By Michael Burton
At 5:17 Wednesday morning David Cameron burst out the door of number 10, clearly sleep deprived and without shoes. The bedraggled Prime Minister clutched a scribble-ridden piece of paper which he thrust into the air victoriously, “I’ve got it!” he cried.
In a press conference later that day, he said, “People think that I’m different to them and that things don’t affect me. But this simply isn’t true. I’m an ordinary person. I’ve been in a corner shop.
“The criticism from the papers and the online hatred from the public can really upset me. There have been nights when I have cried into my pillow whilst Samantha sleeps, unaware of my pain. She doesn’t read Twitter. Once, I cut myself in the UN toilets, just to feel a rush of life run through my body. Every forced smile is a shiv twisting in my soul.”
The Prime Minister paused a moment, seemingly unaware of press questions about the Gibraltar Crisis being shouted in his face, before confessing “I’m impotent. When Samantha and I find ourselves in an intimate setting, the insults cascade into my head and I become flaccid.
“I’ve written a poem. Only in sonnet can I express my pain.
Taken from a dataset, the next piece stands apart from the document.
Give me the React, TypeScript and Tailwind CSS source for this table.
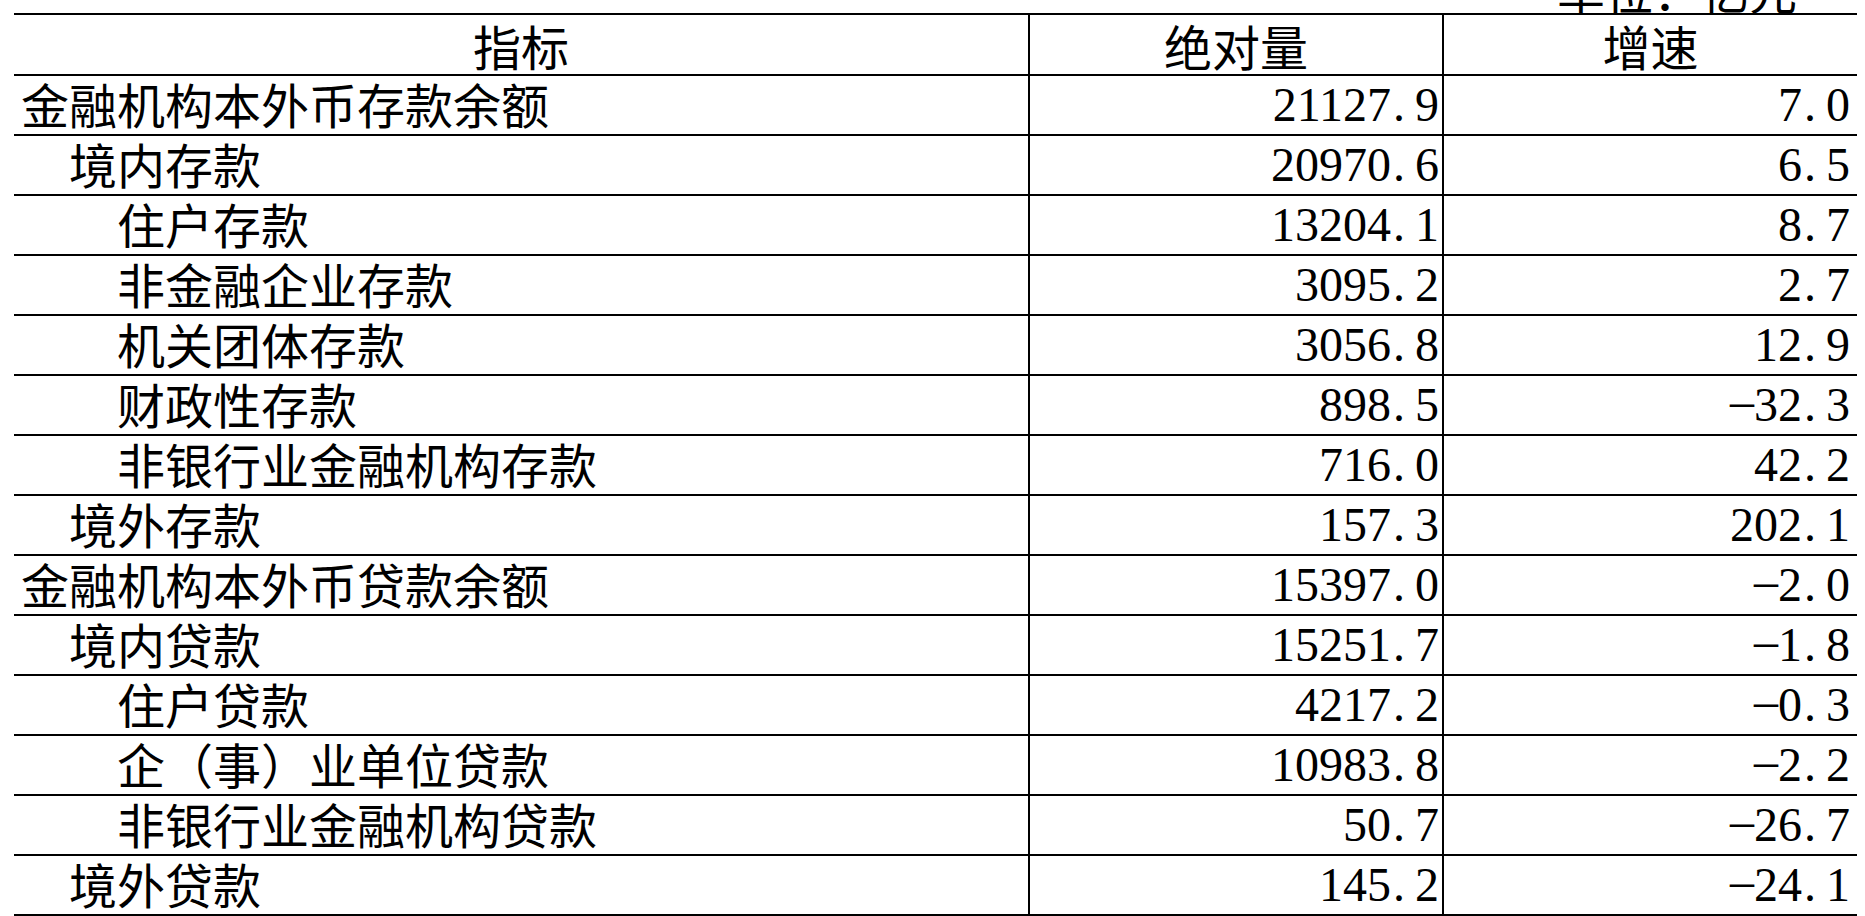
const rows: [number, string, string, string][] = [
  [0, "金融机构本外币存款余额", "21127.9", "7.0"],
  [1, "境内存款", "20970.6", "6.5"],
  [2, "住户存款", "13204.1", "8.7"],
  [2, "非金融企业存款", "3095.2", "2.7"],
  [2, "机关团体存款", "3056.8", "12.9"],
  [2, "财政性存款", "898.5", "-32.3"],
  [2, "非银行业金融机构存款", "716.0", "42.2"],
  [1, "境外存款", "157.3", "202.1"],
  [0, "金融机构本外币贷款余额", "15397.0", "-2.0"],
  [1, "境内贷款", "15251.7", "-1.8"],
  [2, "住户贷款", "4217.2", "-0.3"],
  [2, "企（事）业单位贷款", "10983.8", "-2.2"],
  [2, "非银行业金融机构贷款", "50.7", "-26.7"],
  [1, "境外贷款", "145.2", "-24.1"],
];

const indent = ["pl-[7px]", "pl-[55px]", "pl-[103px]"];

const cjk = "font-['Noto_Sans_CJK_SC',sans-serif]";
const num = "font-['Liberation_Serif',serif]";

// half-width cells like the old song-style table font: every char 24px wide
function Num({ value }: { value: string }) {
  const neg = value.startsWith("-");
  const [whole, dec] = (neg ? value.slice(1) : value).split(".");
  return (
    <span className={`${num} whitespace-nowrap`}>
      {neg && <span className="relative -top-[4px] inline-block w-[24px]">–</span>}
      {whole}
      <span className="inline-block w-[24px] pl-[2px] text-left">.</span>
      {dec}
    </span>
  );
}

export default function App() {
  return (
    <div className="min-h-screen overflow-hidden bg-white pl-[14px] text-[48px] leading-[48px] text-black">
      <div className="w-[1843px]">
        <div className={`flex h-[13px] items-end justify-end pr-[60px] ${cjk}`}>
          <span className="shrink-0 leading-[48px]">单位：亿元</span>
        </div>

        <div className="border-t-2 border-black">
          <div className={`grid h-[61px] grid-cols-[1016px_414px_413px] border-b-2 border-black ${cjk}`}>
            <div className="flex items-center justify-center border-r-2 border-black">指标</div>
            <div className="flex items-center justify-center border-r-2 border-black">绝对量</div>
            <div className="flex items-center justify-center">增速</div>
          </div>

          {rows.map(([level, label, abs, rate]) => (
            <div
              key={label}
              className="grid h-[60px] grid-cols-[1016px_414px_413px] border-b-2 border-black"
            >
              <div className={`flex items-center border-r-2 border-black ${indent[level]} ${cjk}`}>
                <span className="-translate-y-[2px]">{label}</span>
              </div>
              <div className="flex items-center justify-end border-r-2 border-black pr-[3px]">
                <Num value={abs} />
              </div>
              <div className="flex items-center justify-end pr-[7px]">
                <Num value={rate} />
              </div>
            </div>
          ))}
        </div>
      </div>
    </div>
  );
}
Samantha sleeps, the pain it seeps
As I recall critiques and awful tweets
which repeat and repeat;
Welcome to the channel Dave.
In the House of Commons I’m sat, and I try to relax
But the houses of commoners attack
‘Cus their bedrooms are taxed, by a shiny headed twat-
So I lie and I cry under midnight skies,
And Samantha sighs ‘cus my dick won’t rise,
I need words from the wise but there’s no Maggie alive
to direct me.
So I cut my wrist and my skin it slits
And the blood it drips, and the drips
remind me of the drips attached to the wrists
of the patients in the hospital I’m ruining.”
A silence followed. The room waited expectantly for the Prime Minister to continue while Benjamin Russell of the Daily Express quietly wept. The lull was broken by Andrew Trotman of the Daily Telegraph, who asked, “Will the Prime Minister comment on the drone strikes in Kandahar?”
Cameron replied: “I was never close to my parents. I mean, sure, they gave me money and support to get me where I am today… but did they ever back it up with love?
“So, as you can imagine, I’ve been feeling a bit down recently. But I won’t let it get in the way of my job. I’ve really tried, I’ve haven’t slept in 49 hours for this. I think it’s a winner and I think you will too. I’m proposing a tax on gravity.”
Chaos erupted; journalists shouted, Benjamin Russell literally roared his approval, and a Conservative Party aide had to be restrained from assaulting the Prime Minister with his fists and head and legs.
When order was restored, Cameron explained his new proposal: “When I brought in the bedroom tax people went berserk. They couldn’t stop winging; ‘ Oh, my life’s ruined, ooh, I can’t afford to live’. And you blamed me. But that’s not really why you’re angry. Your angry because you know the alternative, you’ve experienced it. Same with the tuition fees, you’ve experienced the alternative; you have a reference point for something else. But gravity, gravity’s different. No one has experienced an alternative to gravity apart from Buzz Aldrin but he’s dead. It allows us all to remain on the ground, makes apples easy to collect and downs an aircraft or two to keep us on our toes. Gravity is a precious resource and a charge on its use, across the board with no exceptions, is the fair thing to do. The right thing to do. I don’t think my dog even loves me.
Cameron’s audience pondered a moment and then mumbled in agreeable tones. Murmurs of, ‘makes sense’ and, ‘seems plausible’ spread around the room. As media support grows, Labour have raised doubts over a Gravity Tax. Chuka Umunna, the Shadow Business Secretary commented, “Mr. Cameron’s proposal is completely unviable. The proposal only goes so far, this flawed plan will only lead to the rich having offshore gravity vacuums where they can float at will. Probably on Guernsey or even the Moon. The bloody Moon!”
On being asked if the new, fairer ‘anti-Newtonian tariff’ would replace the Bedroom Tax the Prime Minister replied “Ha.”